There is this pink elephant in the room notion that radiologist are, dare I say, push overs. Could it simply be that we have lost the turf war?
This is a pretty obvious question. I'm sure IR would have loved to maintain that grip but they couldn't because other specialties will take their patients to the hospitals that would let them take those cases. The management of incidental findings is what allows DR to keep the hold over most diagnostic imaging. Those that don't have incidental non-primary organ findings (i.e. Echo, vascular US, POC US, cardiac CT/MR to a lesser extent don't have these, and surprise surprise, are often done by non-radiologists).
 
Short answer: NO.

The only turf battle that was "lost" is cardiac caths.
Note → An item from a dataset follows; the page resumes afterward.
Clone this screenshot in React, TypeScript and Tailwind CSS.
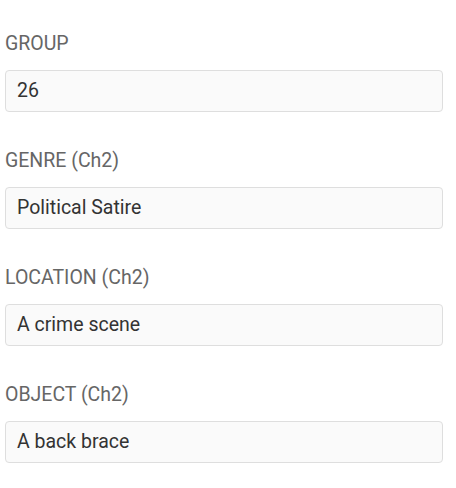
const fields = [
  { label: 'GROUP', value: '26' },
  { label: 'GENRE (Ch2)', value: 'Political Satire' },
  { label: 'LOCATION (Ch2)', value: 'A crime scene' },
  { label: 'OBJECT (Ch2)', value: 'A back brace' },
];

export default function App() {
  return (
    <div className="min-h-screen bg-white pt-[32px] pl-[5px] pr-[13px] font-['Roboto',sans-serif]">
      <div className="flex flex-col gap-[37px]">
        {fields.map((f) => (
          <div key={f.label}>
            <div className="h-[24px] text-[19.5px] leading-[24px] text-[#666]">{f.label}</div>
            <div className="mt-[14px] flex h-[42px] items-center rounded-[4px] border border-[#dedede] bg-[#fafafa] px-[11px] text-[19.5px] text-[#333]">
              {f.value}
            </div>
          </div>
        ))}
      </div>
    </div>
  );
}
And I'm not even sure it was a battle to begin with. I feel comfortable speaking for my colleagues in saying that none of us wanted to deal with that. There are other ongoing turf battles including PAD and neuroIR. But in the whole scheme of IR, these are just small percentages of what we do. And many of my colleagues couldn't care less about those disease entities. There are far cooler, more exciting, and more lucrative procedures than stroke and PAD.

But I do agree that the new residency is in place to better protect our turf. And I strongly believe it will.

There are more lucrative things than PAD for sure but it's pretty darn good. The newly minted vascular surgeons I know have job offers that are just unreal.